— start of Available data —
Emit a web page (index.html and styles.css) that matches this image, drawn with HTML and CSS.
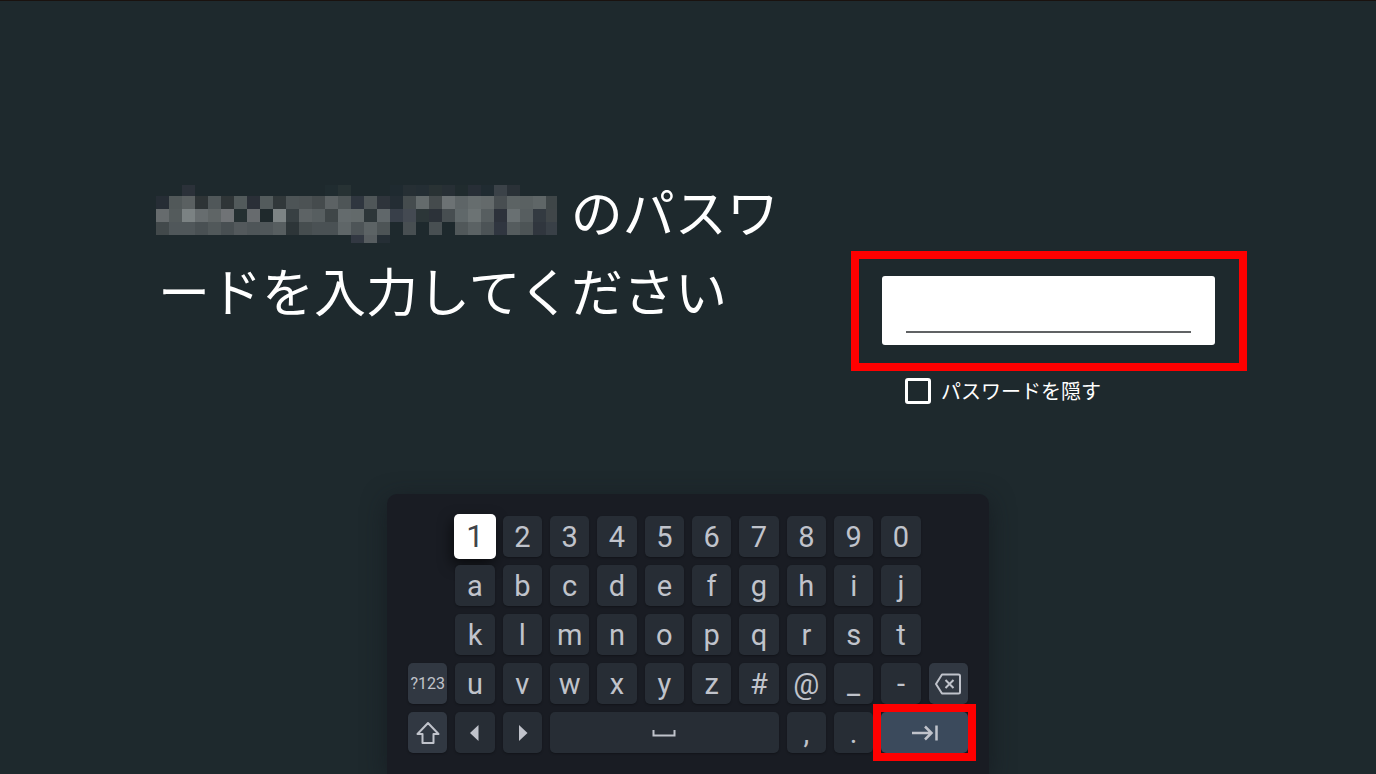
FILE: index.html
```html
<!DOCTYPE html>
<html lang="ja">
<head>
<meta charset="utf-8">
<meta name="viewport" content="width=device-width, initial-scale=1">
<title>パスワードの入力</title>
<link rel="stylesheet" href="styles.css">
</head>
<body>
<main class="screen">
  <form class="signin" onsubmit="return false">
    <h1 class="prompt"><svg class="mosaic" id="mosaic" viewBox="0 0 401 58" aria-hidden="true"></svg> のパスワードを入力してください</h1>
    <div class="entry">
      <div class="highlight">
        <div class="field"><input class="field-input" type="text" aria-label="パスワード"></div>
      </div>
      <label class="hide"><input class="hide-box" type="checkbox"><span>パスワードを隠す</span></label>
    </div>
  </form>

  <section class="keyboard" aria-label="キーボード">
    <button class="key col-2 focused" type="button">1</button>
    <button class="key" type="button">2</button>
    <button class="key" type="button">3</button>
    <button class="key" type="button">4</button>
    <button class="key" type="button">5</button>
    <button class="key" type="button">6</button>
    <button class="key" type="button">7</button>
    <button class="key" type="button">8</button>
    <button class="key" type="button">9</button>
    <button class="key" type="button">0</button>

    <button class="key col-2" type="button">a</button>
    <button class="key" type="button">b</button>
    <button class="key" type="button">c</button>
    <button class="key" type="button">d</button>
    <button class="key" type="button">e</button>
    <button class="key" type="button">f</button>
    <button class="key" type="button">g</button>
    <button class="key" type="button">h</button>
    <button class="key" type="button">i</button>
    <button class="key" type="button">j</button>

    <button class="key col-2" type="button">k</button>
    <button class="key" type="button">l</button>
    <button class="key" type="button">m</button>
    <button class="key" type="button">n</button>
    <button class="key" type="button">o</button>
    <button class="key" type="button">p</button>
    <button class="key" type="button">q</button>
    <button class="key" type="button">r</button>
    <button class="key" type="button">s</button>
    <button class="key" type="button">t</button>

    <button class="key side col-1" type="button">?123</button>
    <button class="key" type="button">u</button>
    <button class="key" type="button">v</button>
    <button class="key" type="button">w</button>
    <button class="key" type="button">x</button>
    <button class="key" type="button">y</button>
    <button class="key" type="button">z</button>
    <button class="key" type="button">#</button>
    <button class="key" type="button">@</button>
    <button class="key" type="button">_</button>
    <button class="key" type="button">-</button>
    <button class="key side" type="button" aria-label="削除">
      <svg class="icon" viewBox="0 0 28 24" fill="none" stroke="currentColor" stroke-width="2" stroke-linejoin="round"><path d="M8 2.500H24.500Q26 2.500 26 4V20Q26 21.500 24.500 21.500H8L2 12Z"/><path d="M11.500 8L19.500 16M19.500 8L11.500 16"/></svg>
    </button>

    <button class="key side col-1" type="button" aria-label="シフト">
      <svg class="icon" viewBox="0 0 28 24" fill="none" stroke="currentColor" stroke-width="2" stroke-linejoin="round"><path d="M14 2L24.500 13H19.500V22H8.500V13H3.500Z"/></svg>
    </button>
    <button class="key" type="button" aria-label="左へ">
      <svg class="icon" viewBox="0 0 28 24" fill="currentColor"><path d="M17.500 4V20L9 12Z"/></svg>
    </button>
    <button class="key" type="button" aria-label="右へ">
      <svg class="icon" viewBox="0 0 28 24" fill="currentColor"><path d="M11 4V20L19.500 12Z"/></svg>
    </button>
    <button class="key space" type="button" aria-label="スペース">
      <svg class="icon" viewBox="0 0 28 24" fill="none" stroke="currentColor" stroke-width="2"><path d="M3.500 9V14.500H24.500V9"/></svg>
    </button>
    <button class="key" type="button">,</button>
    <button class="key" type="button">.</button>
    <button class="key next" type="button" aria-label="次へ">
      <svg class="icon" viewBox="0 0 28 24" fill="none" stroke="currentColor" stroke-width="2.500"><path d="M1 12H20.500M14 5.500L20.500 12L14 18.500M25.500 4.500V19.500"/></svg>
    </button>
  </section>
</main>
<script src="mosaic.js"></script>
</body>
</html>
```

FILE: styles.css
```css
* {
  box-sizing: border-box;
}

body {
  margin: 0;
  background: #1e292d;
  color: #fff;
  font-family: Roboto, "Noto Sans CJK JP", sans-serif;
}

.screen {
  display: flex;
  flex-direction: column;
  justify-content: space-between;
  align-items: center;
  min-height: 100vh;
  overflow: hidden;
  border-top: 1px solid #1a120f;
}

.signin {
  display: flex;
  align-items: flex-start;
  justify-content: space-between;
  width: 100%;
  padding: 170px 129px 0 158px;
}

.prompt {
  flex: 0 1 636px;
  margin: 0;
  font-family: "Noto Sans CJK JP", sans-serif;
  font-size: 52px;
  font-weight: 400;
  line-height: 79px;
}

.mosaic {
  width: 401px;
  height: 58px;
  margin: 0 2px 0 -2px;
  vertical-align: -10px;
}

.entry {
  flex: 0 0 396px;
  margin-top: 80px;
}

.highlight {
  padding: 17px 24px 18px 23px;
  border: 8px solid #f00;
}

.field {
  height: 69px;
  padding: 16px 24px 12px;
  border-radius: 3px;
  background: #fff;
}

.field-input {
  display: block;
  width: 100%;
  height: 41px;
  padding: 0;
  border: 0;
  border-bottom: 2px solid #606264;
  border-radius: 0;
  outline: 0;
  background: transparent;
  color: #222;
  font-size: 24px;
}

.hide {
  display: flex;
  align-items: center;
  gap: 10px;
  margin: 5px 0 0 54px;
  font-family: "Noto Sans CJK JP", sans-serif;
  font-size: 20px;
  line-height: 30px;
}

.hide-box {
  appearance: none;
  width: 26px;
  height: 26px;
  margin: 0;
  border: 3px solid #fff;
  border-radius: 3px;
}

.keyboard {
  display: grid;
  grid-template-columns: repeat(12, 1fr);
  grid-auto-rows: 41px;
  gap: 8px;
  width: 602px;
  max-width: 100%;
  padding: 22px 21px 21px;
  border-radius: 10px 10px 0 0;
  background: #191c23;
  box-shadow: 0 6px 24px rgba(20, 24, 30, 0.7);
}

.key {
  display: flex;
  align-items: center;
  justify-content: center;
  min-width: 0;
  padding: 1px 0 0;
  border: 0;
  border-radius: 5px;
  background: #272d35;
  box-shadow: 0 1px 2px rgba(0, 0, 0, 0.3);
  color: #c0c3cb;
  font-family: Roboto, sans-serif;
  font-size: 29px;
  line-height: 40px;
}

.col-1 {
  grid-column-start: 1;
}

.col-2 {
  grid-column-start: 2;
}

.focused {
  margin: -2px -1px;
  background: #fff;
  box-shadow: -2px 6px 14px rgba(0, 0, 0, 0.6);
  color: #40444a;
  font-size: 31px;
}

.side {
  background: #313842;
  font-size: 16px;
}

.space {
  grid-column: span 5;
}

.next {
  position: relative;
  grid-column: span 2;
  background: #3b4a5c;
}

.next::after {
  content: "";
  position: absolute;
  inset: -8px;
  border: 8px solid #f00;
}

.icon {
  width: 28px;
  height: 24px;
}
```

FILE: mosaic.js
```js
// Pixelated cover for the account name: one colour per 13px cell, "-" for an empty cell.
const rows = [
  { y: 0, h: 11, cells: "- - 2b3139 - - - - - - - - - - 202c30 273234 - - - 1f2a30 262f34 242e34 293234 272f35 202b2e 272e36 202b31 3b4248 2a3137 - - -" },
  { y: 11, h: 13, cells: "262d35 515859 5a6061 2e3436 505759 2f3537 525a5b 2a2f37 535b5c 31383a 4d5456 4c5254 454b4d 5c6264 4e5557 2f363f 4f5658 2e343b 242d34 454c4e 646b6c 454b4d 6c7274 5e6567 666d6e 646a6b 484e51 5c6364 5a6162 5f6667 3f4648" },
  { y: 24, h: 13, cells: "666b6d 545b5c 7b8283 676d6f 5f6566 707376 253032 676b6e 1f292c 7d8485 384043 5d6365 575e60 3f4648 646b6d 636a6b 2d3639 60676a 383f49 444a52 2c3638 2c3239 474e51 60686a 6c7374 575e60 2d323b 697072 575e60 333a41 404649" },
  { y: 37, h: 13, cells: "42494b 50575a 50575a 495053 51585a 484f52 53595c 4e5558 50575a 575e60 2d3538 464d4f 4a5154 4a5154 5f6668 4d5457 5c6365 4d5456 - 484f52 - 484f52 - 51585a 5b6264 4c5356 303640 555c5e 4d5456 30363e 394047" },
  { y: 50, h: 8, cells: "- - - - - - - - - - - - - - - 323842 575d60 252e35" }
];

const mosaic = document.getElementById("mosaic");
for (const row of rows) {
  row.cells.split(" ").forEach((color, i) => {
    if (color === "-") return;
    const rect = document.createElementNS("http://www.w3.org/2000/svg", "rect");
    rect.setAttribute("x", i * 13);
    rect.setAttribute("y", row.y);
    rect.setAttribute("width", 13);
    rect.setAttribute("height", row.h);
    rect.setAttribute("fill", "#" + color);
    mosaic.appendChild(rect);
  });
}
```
— end of Available data —
Aim:
Check every line for "styles" and show the ones that have it.

Exercise output:
Emit a web page (index.html and styles.css) that matches this image, drawn with HTML and CSS.
<link rel="stylesheet" href="styles.css">
FILE: styles.css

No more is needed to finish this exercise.